O cinema português marca presença nesta secção através de dois filmes que, de formas distintas, pela dignidade testemunhal, abrem o nosso imaginário da História e da contemporaneidade, questionando identidades e narrativas. Em Por Ti, Portugal, Eu Juro!, de Sofia da Palma Rodrigues e Diogo Cardoso, a Guerra Colonial é reinterpretada com testemunhos de antigos soldados guineenses, recrutados para combater ao lado das Forças Armadas portuguesas, posteriormente abandonados pelo país por que combateram e expostos a perseguições e fuzilamentos, acusados de traição na sua terra natal. Kora, de Cláudia Varejão, oferece o retrato fotográfico como porta de entrada à memória, com cinco mulheres que, refugiadas no nosso país, vivem entre aquilo de que fugiram e um futuro de incertezas.
exergue — on documenta 14, realizado por Dimitris Athridis, é um rocambolesco behind-the-scenes de uma das maiores exposições de arte do mundo. As 14 horas que compõem este documentário acompanham o director artístico Adam Szymczyk e a sua equipa de curadores ao longo dos dois de preparação da edição de 2017 que decorreu em Kassel, na Alemanha, e em Atenas. A apresentação desta obra será acompanhada de uma mesa-redonda no CAM – Centro de Arte Moderna Gulbenkian, com a colaboração de Maumaus / Lumiar Cité, a presença do director artístico da documenta 14, Adam Szymczyk, e do realizador, numa conversa moderada pela investigadora e curadora Luísa Santos.

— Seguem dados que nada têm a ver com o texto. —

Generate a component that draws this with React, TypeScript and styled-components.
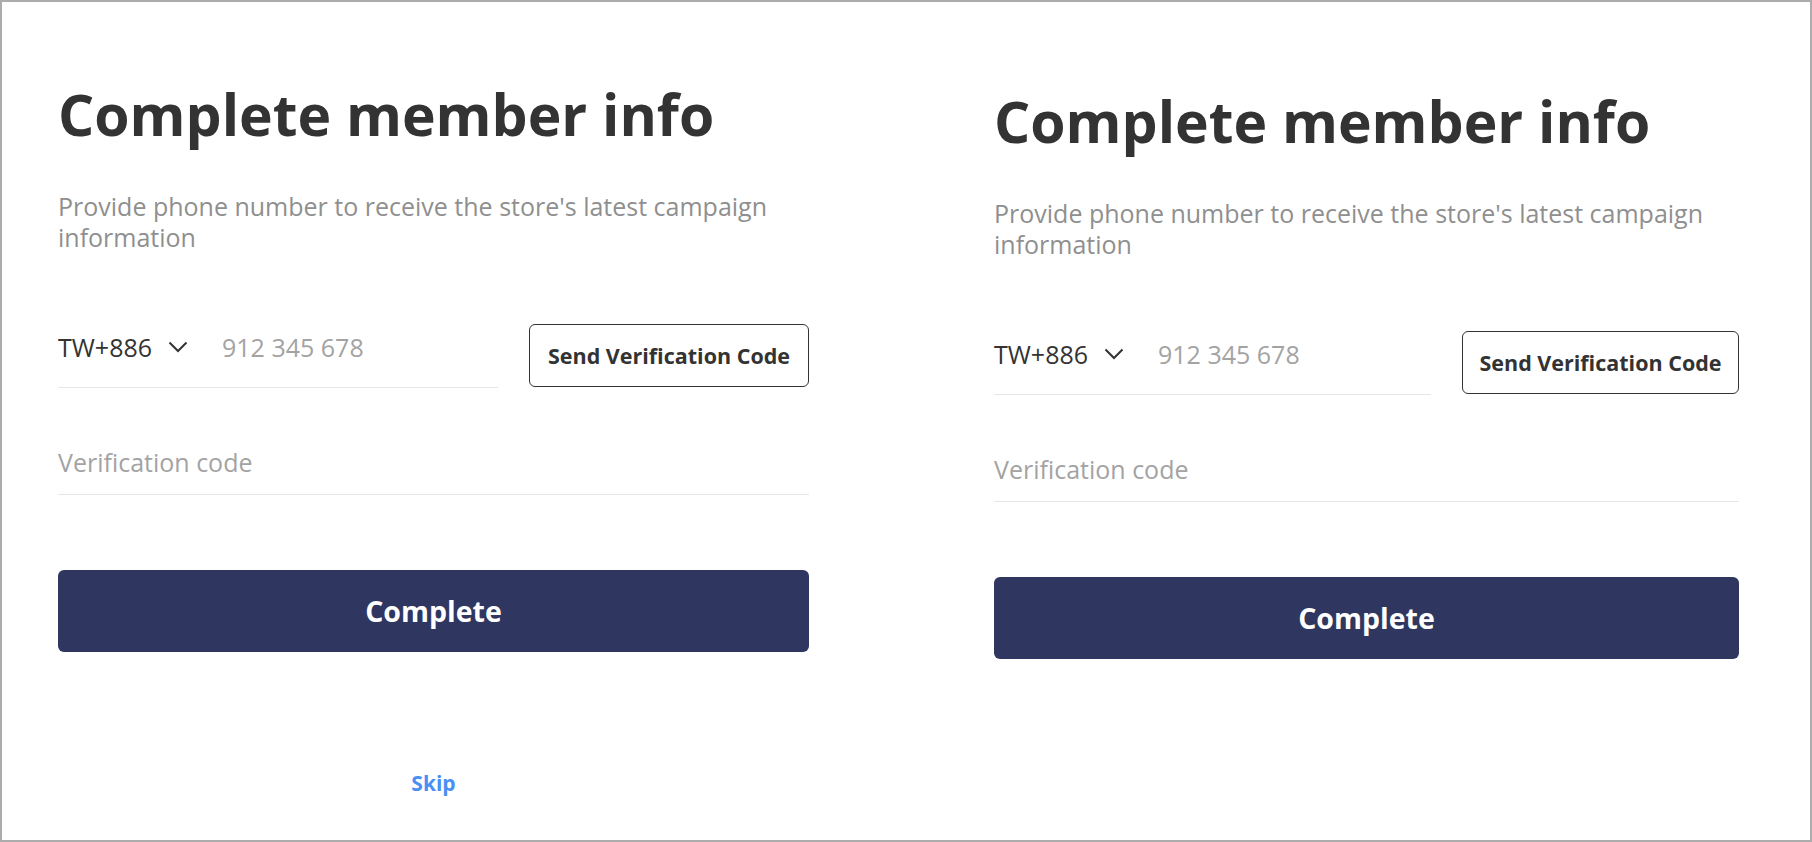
import React from "react";
import styled, { createGlobalStyle } from "styled-components";

const GlobalStyle = createGlobalStyle`
  html, body {
    margin: 0;
    padding: 0;
    background: #ffffff;
  }
  body {
    font-family: "Open Sans", "Noto Sans", sans-serif;
    color: #333333;
  }
  * {
    box-sizing: border-box;
  }
`;

const Frame = styled.div`
  width: 1812px;
  height: 842px;
  border: 2px solid #acacac;
  display: flex;
  overflow: hidden;
  background: #ffffff;
`;

const Panel = styled.section<{ $offsetTop: number; $offsetLeft: number; $basis: string }>`
  flex: ${(p) => p.$basis};
  padding: ${(p) => p.$offsetTop}px 0 0 ${(p) => p.$offsetLeft}px;
`;

const Form = styled.div<{ $width: number }>`
  width: ${(p) => p.$width}px;
  display: flex;
  flex-direction: column;
`;

const Title = styled.h1`
  margin: 0;
  font-size: 57px;
  line-height: 76px;
  font-weight: 700;
  color: #333333;
  white-space: nowrap;
`;

const Subtitle = styled.p`
  margin: 39px 0 0;
  font-size: 25px;
  line-height: 31px;
  color: #8f8f8f;
`;

const PhoneRow = styled.div`
  margin-top: 71px;
  display: flex;
  align-items: flex-start;
  gap: 31px;
`;

const Field = styled.div<{ $padTop: number }>`
  height: 64px;
  padding-top: ${(p) => p.$padTop}px;
  border-bottom: 1px solid #e6e6e6;
  display: flex;
  align-items: flex-start;
  font-size: 25px;
  line-height: 30px;
`;

const PhoneField = styled(Field)`
  flex: 1;
`;

const CodeField = styled(Field)`
  margin-top: 43px;
`;

const Country = styled.div`
  display: flex;
  align-items: center;
  gap: 16px;
  color: #333333;
  margin-right: 34px;
`;

const Placeholder = styled.span`
  color: #a3a3a3;
`;

const Chevron = styled.svg`
  width: 20px;
  height: 12px;
  display: block;
`;

const SendButton = styled.button<{ $width: number }>`
  width: ${(p) => p.$width}px;
  height: 63px;
  flex: none;
  border: 1px solid #333333;
  border-radius: 6px;
  background: #ffffff;
  font-family: inherit;
  font-size: 21.5px;
  font-weight: 700;
  color: #333333;
  padding: 0;
`;

const CompleteButton = styled.button`
  margin-top: 75px;
  height: 82px;
  border: none;
  border-radius: 6px;
  background: #2f3760;
  color: #ffffff;
  font-family: inherit;
  font-size: 28.5px;
  font-weight: 700;
`;

const Skip = styled.a`
  margin-top: 117px;
  align-self: center;
  font-size: 21px;
  line-height: 28px;
  font-weight: 700;
  color: #4a8ff2;
  text-decoration: none;
`;

const MemberForm = ({
  width,
  buttonWidth,
  showSkip,
}: {
  width: number;
  buttonWidth: number;
  showSkip: boolean;
}) => (
  <Form $width={width}>
    <Title>Complete member info</Title>
    <Subtitle>Provide phone number to receive the store's latest campaign information</Subtitle>
    <PhoneRow>
      <PhoneField $padTop={8}>
        <Country>
          <span>TW+886</span>
          <Chevron viewBox="0 0 20 12">
            <polyline points="1.5,1.5 10,10 18.5,1.5" fill="none" stroke="#333" strokeWidth="2" />
          </Chevron>
        </Country>
        <Placeholder>912 345 678</Placeholder>
      </PhoneField>
      <SendButton $width={buttonWidth}>Send Verification Code</SendButton>
    </PhoneRow>
    <CodeField $padTop={16}>
      <Placeholder>Verification code</Placeholder>
    </CodeField>
    <CompleteButton>Complete</CompleteButton>
    {showSkip && <Skip href="#">Skip</Skip>}
  </Form>
);

export default function App() {
  return (
    <>
      <GlobalStyle />
      <Frame>
        <Panel $basis="0 0 934px" $offsetTop={74} $offsetLeft={56}>
          <MemberForm width={751} buttonWidth={280} showSkip />
        </Panel>
        <Panel $basis="1" $offsetTop={81} $offsetLeft={58}>
          <MemberForm width={745} buttonWidth={277} showSkip={false} />
        </Panel>
      </Frame>
    </>
  );
}
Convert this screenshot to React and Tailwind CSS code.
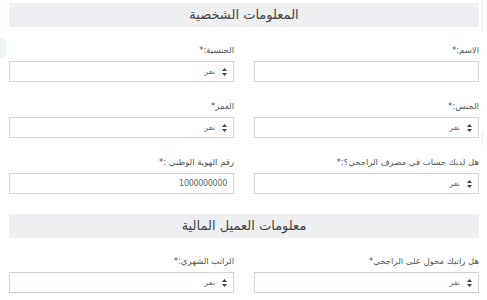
import React from 'react';

// Customer info form (RTL). Two sections, each a grey title bar over a
// two-column grid of labelled fields.

const PERSONAL = [
  { label: 'الاسم:*', type: 'text' },
  { label: 'الجنسية:*', type: 'select' },
  { label: 'الجنس:*', type: 'select' },
  { label: 'العمر*', type: 'select' },
  { label: 'هل لديك حساب في مصرف الراجحي؟:*', type: 'select' },
  { label: 'رقم الهوية الوطني :*', type: 'text', value: '1000000000' },
];

const FINANCE = [
  { label: 'هل راتبك محول على الراجحي*', type: 'select' },
  { label: 'الراتب الشهري:*', type: 'select' },
];

function Arrows() {
  return (
    <svg width="5" height="8" viewBox="0 0 5 8" className="shrink-0">
      <path d="M2.5 0 L5 3 H0 Z M2.5 8 L5 5 H0 Z" fill="#444" />
    </svg>
  );
}

function Field({ f }) {
  return (
    <div className="flex flex-col">
      <label className="text-[8.5px] leading-[12px] text-[#555] mb-[5px]">{f.label}</label>
      <div className="h-[21px] border border-[#cfd3d6] bg-white flex items-center px-[6px] gap-[7px] text-[8px] text-[#666]">
        {f.type === 'select' && (
          <>
            <Arrows />
            <span>نفر</span>
          </>
        )}
        {f.type === 'text' && f.value && <span className="text-[8px] text-[#666] tracking-[-0.3px]">{f.value}</span>}
      </div>
    </div>
  );
}

function Section({ title, fields }) {
  return (
    <>
      <div className="h-[24px] bg-[#eeeff0] flex items-center justify-center text-[13px] text-[#444]">
        {title}
      </div>
      <div className="grid grid-cols-2 gap-x-[20px] gap-y-[18px] mt-[17px]">
        {fields.map((f) => (
          <Field key={f.label} f={f} />
        ))}
      </div>
    </>
  );
}

export default function App() {
  return (
    <div dir="rtl" className="relative w-[487px] h-[300px] overflow-hidden bg-white" style={{ fontFamily: '"DejaVu Sans", sans-serif' }}>
      <div className="absolute left-0 top-[38px] w-[6px] h-[20px] bg-[#eef4f3] rounded-r-[3px]" />
      <div className="absolute left-[482px] top-0 h-[30px] border-l border-dotted border-[#dde3e3]" />
      <div className="absolute left-[482px] top-[132px] h-[14px] border-l border-dotted border-[#dde8e6]" />
      <div className="pr-[8px] pl-[9px] pt-[3px]">
        <Section title="المعلومات الشخصية" fields={PERSONAL} />
        <div className="mt-[20px]">
          <Section title="معلومات العميل المالية" fields={FINANCE} />
        </div>
      </div>
    </div>
  );
}
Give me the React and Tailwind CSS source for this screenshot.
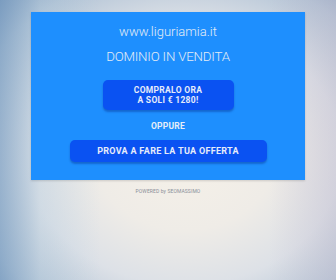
import React from 'react';

const App = () => {
  return (
    <div className="relative w-[336px] h-[280px] overflow-hidden bg-[radial-gradient(ellipse_at_55%_55%,#f6f1e8_0%,#efece7_35%,#dde1e7_60%,#b3c4d6_85%,#8aa4c2_100%)] font-['Roboto',sans-serif]">
      {/* side tints */}
      <div className="absolute inset-0 bg-[linear-gradient(90deg,rgba(110,150,190,0.55)_0%,rgba(170,200,220,0.25)_12%,rgba(255,255,255,0)_30%,rgba(255,255,255,0)_80%,rgba(190,180,200,0.35)_100%)]" />
      <div className="relative flex flex-col items-center pt-[12px]">
        <div className="w-[274px] h-[168px] bg-[#1e8ffe] flex flex-col items-center shadow-[0_1px_2px_rgba(0,0,0,0.15)]">
          <div className="mt-[12px] text-[13px] leading-[16px] font-light text-[#e3ecf5]">www.liguriamia.it</div>
          <div className="mt-[9px] text-[13.3px] leading-[16px] font-light text-[#e3ecf5] tracking-[-0.2px]">DOMINIO IN VENDITA</div>
          <button className="mt-[15px] w-[131px] h-[30px] rounded-[5px] bg-[#0a52f2] shadow-[0_2px_2px_rgba(0,30,120,0.35)] flex flex-col items-center justify-center text-[#e6ecfa] font-bold text-[8.5px] leading-[10px] tracking-[0.3px]">
            <span>COMPRALO ORA</span>
            <span>A SOLI € 1280!</span>
          </button>
          <div className="mt-[11px] text-[8.5px] leading-[10px] font-bold text-[#e6eef8] tracking-[0.2px]">OPPURE</div>
          <button className="mt-[9px] w-[197px] h-[22px] rounded-[5px] bg-[#0a52f2] shadow-[0_2px_2px_rgba(0,30,120,0.35)] flex items-center justify-center text-[#e6ecfa] font-bold text-[9px] leading-[10px] tracking-[0.3px]">
            PROVA A FARE LA TUA OFFERTA
          </button>
        </div>
        <div className="mt-[7px] text-[5px] leading-[8px] text-[#8a8f99] tracking-[0.1px]">
          POWERED by SEOMASSIMO
        </div>
      </div>
    </div>
  );
};

export default App;
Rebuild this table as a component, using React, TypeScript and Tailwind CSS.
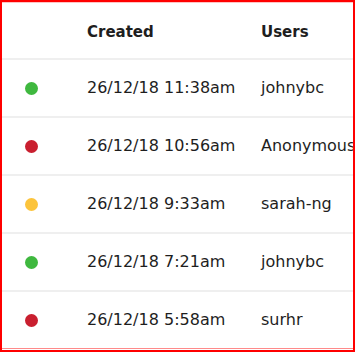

Sempre reconhecendo na História do cinema os gestos que nos ajudam a pensar o presente, Da Terra à Lua apresentará uma sessão dedicada à guerra no Médio Oriente e ao massacre em curso do povo palestino, com Here and Elsewhere (1976), de Jean-Luc Godard, Jean-Pierre Gorin e Anne-Marie Miéville, e The Palestinians (1975), de Johan van der Keuken.
Serão ainda apresentadas cópias restauradas de Um é Bom, Dois é Pouco, de Odilon Lopez, pioneiro do cinema negro brasileiro, e de El Castillo de la Pureza, do mexicano Arturo Ripstein, que assinalará o Dia Internacional do Património Audiovisual, a 27 de Outubro.